Winter is a good time for making compost to use in spring. Bev writes, "There are a couple of kitchen waste products that are also good fertilisers for the garden. Egg shells are high in calcium so do the same job as lime. I store the shells for a week then bake them for about 20 minutes in a moderate oven (after the roast comes out). I grind them up into a fine powder and spread directly over a garden bed. Coffee grounds have a high nitrogen content so I spread them on leafy crops or add them to our compost bin."

Those are great tips from Bev. Why not see if your local coffee shop has grounds available for free. It means they will not have to pay for the cost of disposal and you will have free fertiliser. Worms like coffee too, so the grounds can also be used for worm farms.

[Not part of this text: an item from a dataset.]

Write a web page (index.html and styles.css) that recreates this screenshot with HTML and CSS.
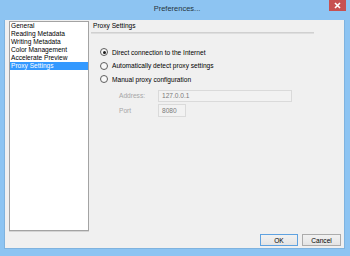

Now is also a good time to tend to last year's strawberry crop by removing and planting the runner plants. The best runners to plant are the ones closest to the mother plant. It’s good practice to replace about a third of your weaker or older plants every year. Strawberries also suit being planted in large pots, so if you have an excess of runners that's a good way to use them. One oily ragger has written to us to say they are using their runners to create a vertical garden by hanging pots of strawberries on a wall in their garden.

To share your tips – or ask your questions, please drop us a note via or write to Living off the Smell of an Oily Rag, PO Box 984, Whangarei.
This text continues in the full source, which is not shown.